MANILA, Philippines — In his relatively short but fruitful life, Ray Albano wore many hats: he was a museum assistant, arts administrator, critic, curator, graphic designer, painter, photographer, poet, writer.
His place in Philippine contemporary art is secure and contentious at the same time: he plays an essential role in the development of local conceptual art under the watch of a dictatorship; he had done so as he occupied the regime’s newly-founded Cultural Center of the Philippines, first as curator of the Visual Arts Department, and later as the institution’s director himself until his death in 1985.
However, it is in his role as cultural administrator that we can find the competing urges of order and playfulness. The enterprise of artmaking for the state involves the making of posters. Posters are functional pieces of paper that disseminate information about events at the Cultural Center, when the visual arts section was at its most active. Albano did not just churn out posters for the CCP’s many activities. He tried out combinations of bold typography with gradients of color, outlines of objects set in a void, bare announcements of date and time juxtaposed with a collage of the event’s title. Utilitarian documents are afforded with craftsmanship that also betrays a child’s whimsy. Within the limits of his role as government functionary, Albano managed to retain the artist’s sportive impulse and push the development of art in the stage of mechanical reproduction.
Albano’s high-spirited experiments with reproducible documents exhibits a link to his attitude towards artmaking — his opposition to creation that results in collectible objects and his embrace of ephemera, or objects of fleeting impermanence. This cannot be more visible than in his work “Step on the Sand and Make Footprints.” It was first submitted to the Tokyo International Biennial Exhibition of Prints in 1974 as a print and awarded a prize as a print. The work was thus first recognized for its function--a mechanical reproduction, a documentation of the actual object, a sandbox where guests are invited to step in and make marks on the sand.
Conceptual art by its very nature is transient, a “happening” intended to be experienced and exists mainly as an idea and not meant to exist as a tangible object in the physical world, as in the Allegory of Plato’s Cave. Conceptual art is therefore like Albano’s posters announcing art events.
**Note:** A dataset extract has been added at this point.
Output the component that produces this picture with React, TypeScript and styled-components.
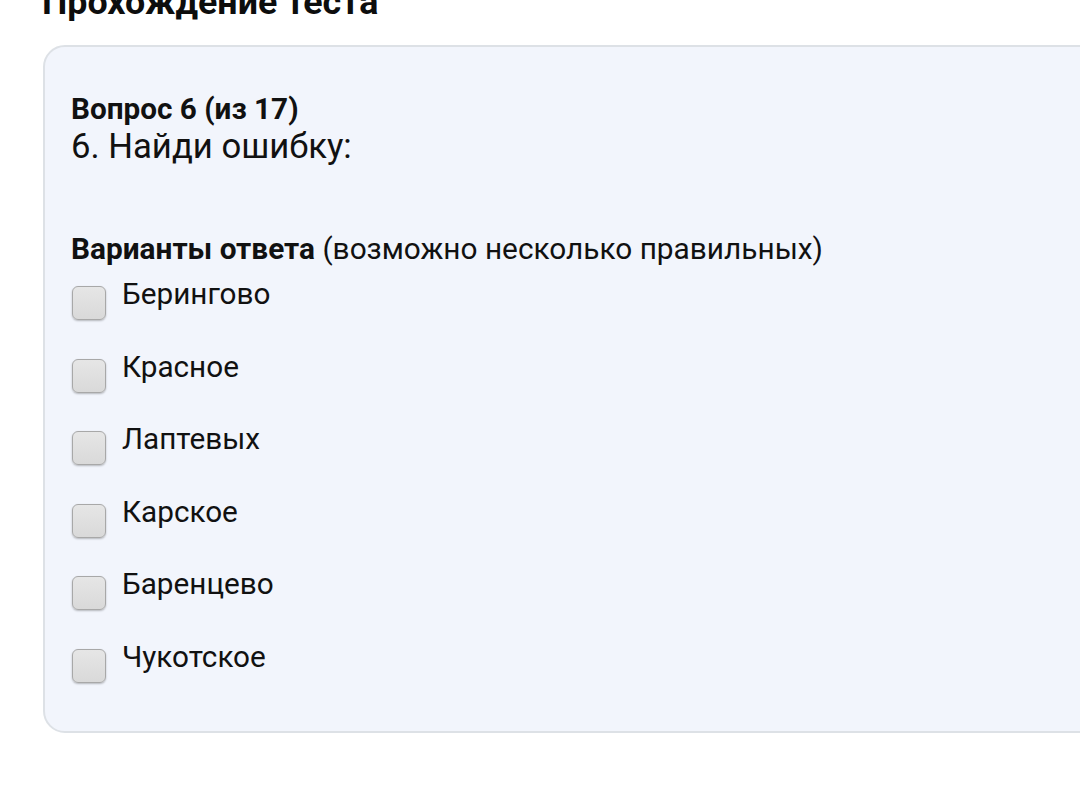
import React from "react";
import styled, { createGlobalStyle } from "styled-components";

const Global = createGlobalStyle`
  html, body {
    margin: 0;
    padding: 0;
    background: #ffffff;
    overflow: hidden;
  }
  body {
    font-family: Roboto, "Noto Sans", "Liberation Sans", sans-serif;
    color: #111111;
  }
`;

const Page = styled.div`
  width: 1080px;
  height: 797px;
  overflow: hidden;
  padding-left: 42px;
  box-sizing: border-box;
`;

const Title = styled.h1`
  margin: -17px 0 0 0;
  font-size: 35.8px;
  line-height: 38px;
  font-weight: 700;
  color: #0d0d0d;
`;

const Card = styled.section`
  margin-top: 24px;
  margin-left: 1px;
  width: 1100px;
  height: 688px;
  box-sizing: border-box;
  background: #f2f5fc;
  border: 2px solid #dde1e6;
  border-radius: 22px;
  padding: 46px 0 0 26px;
`;

const QuestionNumber = styled.div`
  font-size: 29.7px;
  line-height: 32px;
  font-weight: 700;
`;

const QuestionText = styled.div`
  font-size: 34.7px;
  line-height: 40px;
  font-weight: 400;
  padding-top: 1px;
`;

const AnswersHeader = styled.div`
  margin-top: 67px;
  font-size: 29.8px;
  line-height: 32px;

  b {
    font-weight: 700;
  }
`;

const Options = styled.ul`
  list-style: none;
  margin: 13px 0 0 0;
  padding: 0;
`;

const Option = styled.li`
  display: flex;
  align-items: flex-start;
  gap: 16px;
  height: 72.5px;
  font-size: 29.7px;
  line-height: 32px;
`;

const Box = styled.span`
  flex: none;
  width: 34px;
  height: 34px;
  margin-top: 8px;
  margin-left: 1px;
  box-sizing: border-box;
  border: 1.5px solid #a8a8a8;
  border-radius: 6px;
  background: linear-gradient(#e6e6e6, #d9d9d9);
  box-shadow: 0 1px 2px rgba(0, 0, 0, 0.25);
`;

const options = ["Берингово", "Красное", "Лаптевых", "Карское", "Баренцево", "Чукотское"];

export default function App() {
  return (
    <>
      <Global />
      <Page>
        <Title>Прохождение теста</Title>
        <Card>
          <QuestionNumber>Вопрос 6 (из 17)</QuestionNumber>
          <QuestionText>6. Найди ошибку:</QuestionText>
          <AnswersHeader>
            <b>Варианты ответа</b> (возможно несколько правильных)
          </AnswersHeader>
          <Options>
            {options.map((o) => (
              <Option key={o}>
                <Box />
                <span>{o}</span>
              </Option>
            ))}
          </Options>
        </Card>
      </Page>
    </>
  );
}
They are ephemeral, even if they exist temporarily as objects. Many works of this nature are lost, and we only know of them based on the photographs, records, documentation that remain. Which is how most of us in the Philippines have previously experienced Albano’s sandbox, as a triumph we read about from a now distant past, gazing at the reproduced photo of object where Japanese and other guests of the Tokyo Biennial have tread, their footprints as frozen on the photo that accompanies the report. Or if lucky, we might have chanced upon a miniature reproduction of the sandbox at the Printmakers Association of the Philippines’ “Tirada: 50th Anniversary Exhibition” at the CCP in 2018. This “tribute” to Albano comprised a square meter of sand corralled by wooden planks, with footprints that are presumably not Japanese.
In computing, a sandbox is a virtual space in which new or untested software can be run securely. The key word here is “secure.” You are certain to remain safe and unthreatened, as in the sandbox in the playgrounds of our childhood. In the limited world of the sandbox, we are encouraged to amuse ourselves, have fun with building castles or burying limbs and selves. While at play, we are protected against attack, lucky to emerge unscathed and unencumbered by unbridled by the consequences of playtime. In the real world, actions have repercussions and are vulnerable to attacks. Albano’s sandbox was a safe space for the nascent way of artmaking at a time when the dictatorship favored art objects that could be hung on walls, sold and displayed as trophies of culture and status.
The Dutch historian and cultural theorist Johan Huizinga surmised, as early as 1938, that playing was necessary for the generation of culture, of art. Albano’s posters and artmaking reveal a desire for the unbridled care of childhood and games, while at the same time being protected by his stature as head of a cultural institution. It’s interesting that Art Fair Philippines/Projects is remounting Albano’s sandbox in this current political climate. Previously unknown or only seen as a picture in an art history book by today’s generation, Ray Albano’s sandbox will now be an immersive experience, a full-size play-box for Filipinos who are once again threatened by a regime similar to that at the beginning of Albano’s career.
In the sandbox, one is free to imagine, to make marks that can be undone, like the Etch-a-Sketch of a kindergartener. However, the sandbox was not a tabula rasa. The palimpsests of the previous regime are indelible, and dangers lurk just beyond the grains of sand.